Императору помогли в этом как долголетие, вызывавшее у подданных «почтение к сединам», так и трагические обстоятельства его жизни (самоубийство сына Рудольфа, гибель супруги Елизаветы от руки анархиста, убийство в Сараево наследника Франца Фердинанда), трансформировавшие человеческое сочувствие Францу Иосифу в политическую лояльность. Этот феномен умело использовала правительственная пропаганда, создававшая образ императорской короны как тернового венца, а престарелого государя — как благородного служителя имперской традиции, стоящего на страже благополучия своих народов.
Само собой, составить долговременную конкуренцию хищному драйву молодых национализмов такая охранительная идеология не могла. Имперский организм нуждался в серьезных преобразованиях, которые готовил эрцгерцог Франц Фердинанд, но совершенно не факт, что, если бы ему удалось избежать пули террориста и взойти на престол, это лишь не ускорило бы гибель империи. В реальности же смертельный удар ей нанесла Первая мировая война, в которую Австро-Венгрия вступила, провожаемая фаталистической фразой 84-летнего императора: «Если монархии суждено пойти ко дну, пусть по крайней мере сделает это достойно».
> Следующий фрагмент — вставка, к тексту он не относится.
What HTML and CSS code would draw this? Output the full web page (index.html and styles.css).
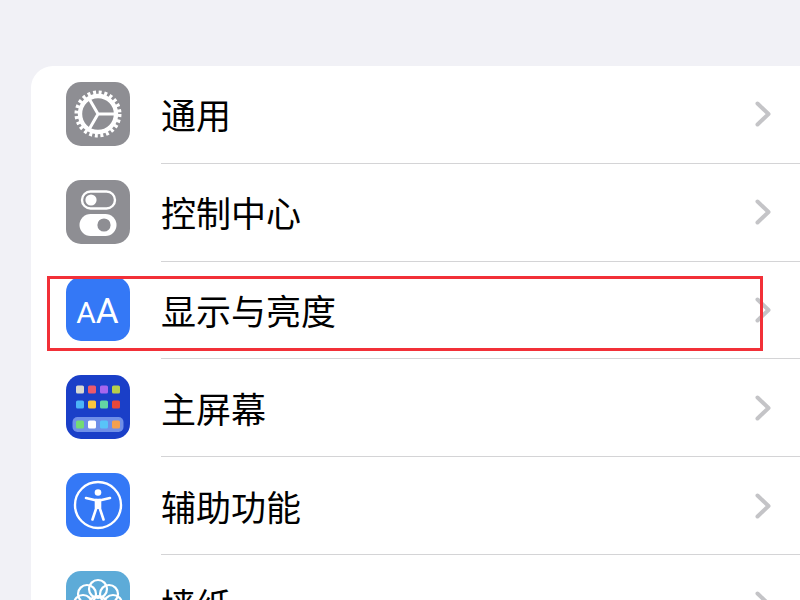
FILE: index.html
```html
<!DOCTYPE html>
<html lang="zh-CN">
<head>
  <meta charset="UTF-8">
  <meta name="viewport" content="width=device-width, initial-scale=1.0">
  <title>设置</title>
  <link rel="stylesheet" href="styles.css">
</head>
<body>
  <div class="settings-card">
    <div class="row">
      <div class="icon icon-gray">
        <svg viewBox="0 0 64 64">
          <circle cx="32" cy="32" r="21" fill="none" stroke="#fff" stroke-width="5" stroke-dasharray="2.9 2.6"/>
          <circle cx="32" cy="32" r="18" fill="none" stroke="#fff" stroke-width="4.4"/>
          <path d="M32 32H50M32 32L23 16.4M32 32L23 47.6" fill="none" stroke="#fff" stroke-width="3"/>
        </svg>
      </div>
      <div class="row-body">
        <span class="row-label">通用</span>
        <svg class="chevron" viewBox="0 0 16 26"><path d="M2.5 2.5L13.5 13L2.5 23.5"/></svg>
      </div>
    </div>
    <div class="row">
      <div class="icon icon-gray">
        <svg viewBox="0 0 64 64">
          <rect x="16" y="11.5" width="33" height="17" rx="8.5" fill="none" stroke="#fff" stroke-width="2.4"/>
          <circle cx="25" cy="20" r="5.6" fill="#fff"/>
          <rect x="13.5" y="34" width="37" height="22" rx="11" fill="#fff"/>
          <circle cx="38" cy="45" r="6.6" fill="#8e8e93"/>
        </svg>
      </div>
      <div class="row-body">
        <span class="row-label">控制中心</span>
        <svg class="chevron" viewBox="0 0 16 26"><path d="M2.5 2.5L13.5 13L2.5 23.5"/></svg>
      </div>
    </div>
    <div class="row">
      <div class="icon icon-blue icon-text">
        <span class="letter-small">A</span><span class="letter-big">A</span>
      </div>
      <div class="row-body">
        <span class="row-label">显示与亮度</span>
        <svg class="chevron" viewBox="0 0 16 26"><path d="M2.5 2.5L13.5 13L2.5 23.5"/></svg>
      </div>
    </div>
    <div class="row">
      <div class="icon icon-navy">
        <svg viewBox="0 0 64 64">
          <rect x="10" y="10.5" width="8" height="8" rx="1.6" fill="#d9d9d0"/>
          <rect x="22" y="10.5" width="8" height="8" rx="1.6" fill="#ea5a6c"/>
          <rect x="34" y="10.5" width="8" height="8" rx="1.6" fill="#a566ee"/>
          <rect x="46" y="10.5" width="8" height="8" rx="1.6" fill="#b5cf4a"/>
          <rect x="10" y="25.5" width="8" height="8" rx="1.6" fill="#4cb4f8"/>
          <rect x="22" y="25.5" width="8" height="8" rx="1.6" fill="#f9c63c"/>
          <rect x="34" y="25.5" width="8" height="8" rx="1.6" fill="#62d6a4"/>
          <rect x="46" y="25.5" width="8" height="8" rx="1.6" fill="#e8483a"/>
          <rect x="6.5" y="42" width="51" height="15" rx="5" fill="#6f8fe8"/>
          <rect x="10" y="45.5" width="8" height="8" rx="1.6" fill="#74dc74"/>
          <rect x="22" y="45.5" width="8" height="8" rx="1.6" fill="#fff"/>
          <rect x="34" y="45.5" width="8" height="8" rx="1.6" fill="#58c4f8"/>
          <rect x="46" y="45.5" width="8" height="8" rx="1.6" fill="#f4a04e"/>
        </svg>
      </div>
      <div class="row-body">
        <span class="row-label">主屏幕</span>
        <svg class="chevron" viewBox="0 0 16 26"><path d="M2.5 2.5L13.5 13L2.5 23.5"/></svg>
      </div>
    </div>
    <div class="row">
      <div class="icon icon-blue">
        <svg viewBox="0 0 64 64">
          <circle cx="32" cy="32" r="23" fill="none" stroke="#fff" stroke-width="2.4"/>
          <circle cx="32" cy="19.5" r="3.3" fill="#fff"/>
          <path d="M20 25L28.5 27H35.5L44 25" fill="none" stroke="#fff" stroke-width="2.6" stroke-linecap="round" stroke-linejoin="round"/>
          <path d="M30 27V36L26.5 46.5M34 27V36L37.5 46.5" fill="none" stroke="#fff" stroke-width="2.6" stroke-linecap="round"/>
          <rect x="30" y="27" width="4" height="9" fill="#fff"/>
        </svg>
      </div>
      <div class="row-body">
        <span class="row-label">辅助功能</span>
        <svg class="chevron" viewBox="0 0 16 26"><path d="M2.5 2.5L13.5 13L2.5 23.5"/></svg>
      </div>
    </div>
    <div class="row">
      <div class="icon icon-teal">
        <svg viewBox="0 0 64 64">
          <g fill="none" stroke="#fff" stroke-width="2.2">
            <circle cx="32" cy="18" r="9"/>
            <circle cx="21" cy="23" r="9"/>
            <circle cx="43" cy="23" r="9"/>
            <circle cx="17" cy="33" r="9"/>
            <circle cx="47" cy="33" r="9"/>
            <circle cx="32" cy="34" r="9"/>
          </g>
        </svg>
      </div>
      <div class="row-body">
        <span class="row-label">墙纸</span>
        <svg class="chevron" viewBox="0 0 16 26"><path d="M2.5 2.5L13.5 13L2.5 23.5"/></svg>
      </div>
    </div>
  </div>
  <div class="highlight-box"></div>
</body>
</html>
```

FILE: styles.css
```css
html, body {
  height: 100%;
}
body {
  margin: 0;
  padding: 66px 0 0 31px;
  box-sizing: border-box;
  background-color: #f1f1f6;
  font-family: "Noto Sans CJK SC", "Liberation Sans", sans-serif;
  color: #000;
  overflow: hidden;
}
.settings-card {
  width: 800px;
  background-color: #fff;
  border-radius: 22px;
}
.row {
  display: flex;
  align-items: center;
  height: 97.8px;
  padding-left: 34.5px;
  gap: 31.5px;
}
.icon {
  flex: none;
  width: 64px;
  height: 64px;
  margin-top: -2px;
  border-radius: 15px;
  overflow: hidden;
}
.icon svg {
  display: block;
  width: 64px;
  height: 64px;
}
.icon-gray {
  background-color: #8e8e93;
}
.icon-blue {
  background-color: #3478f6;
}
.icon-navy {
  background-color: #1a3fc8;
}
.icon-teal {
  background-color: #5dabd8;
}
.icon-text {
  display: flex;
  align-items: baseline;
  justify-content: center;
  font-family: Roboto, "Liberation Sans", sans-serif;
  line-height: 70px;
  color: #fff;
}
.letter-small {
  font-size: 30px;
}
.letter-big {
  font-size: 35px;
}
.row-body {
  flex: 1;
  align-self: stretch;
  display: flex;
  align-items: center;
  justify-content: space-between;
  padding-right: 60px;
  border-bottom: 1px solid #d4d4d6;
}
.row:last-child .row-body {
  border-bottom: none;
}
.row-label {
  font-size: 35px;
  line-height: 1;
  margin-top: -1px;
}
.chevron {
  width: 16px;
  height: 26px;
  fill: none;
  stroke: #c4c4c7;
  stroke-width: 4;
  stroke-linecap: round;
  stroke-linejoin: round;
}
.highlight-box {
  position: absolute;
  left: 47px;
  top: 276px;
  width: 710px;
  height: 69px;
  border: 3px solid #f23038;
}
```
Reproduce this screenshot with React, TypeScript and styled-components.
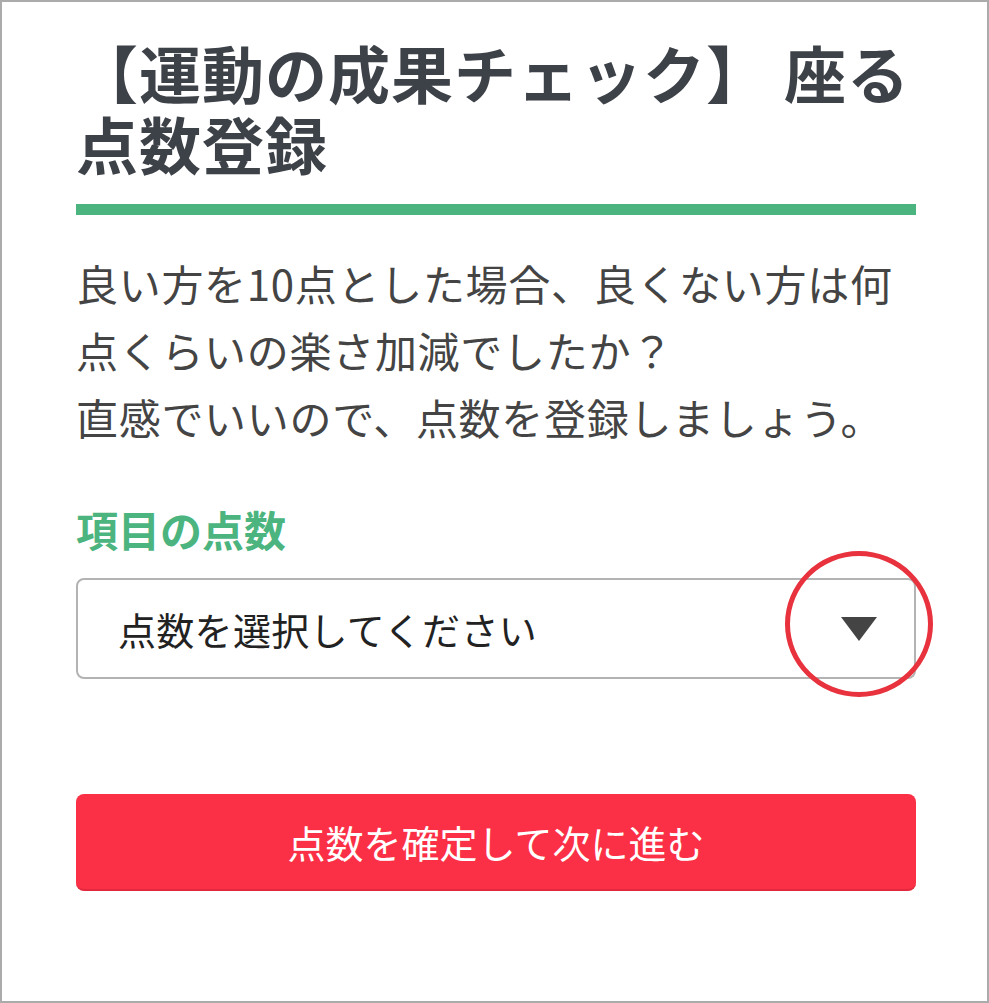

История постепенного упадка монархии Габсбургов — это история поражения, которое простое наносит сложному. Эпоха массовой политики и национализм как наиболее мощное (наряду с социализмом и коммунизмом) идеологическое выражение этого типа политики сломали сложную систему взаимодействия традиционных и модерных институтов, сложившуюся в Центрально-Восточной Европе к началу ХХ века. Это весьма актуальный урок. Нынешний Европейский союз тоже весьма сложная система, находящаяся сейчас под ударами того, что можно назвать силами упрощения — национализма, популизма, изоляционизма. Как показывает история прошлого столетия, если все гениальное просто, то явно не все простое гениально. Поэтому история Центрально-Восточной Европы заслуживает нового, реалистического прочтения. В том числе и в России, которой, возможно, еще предстоит осознать себя как очень сложно устроенную страну, нуждающуюся в серьезных переменах, рецепты которых явно не будут простыми.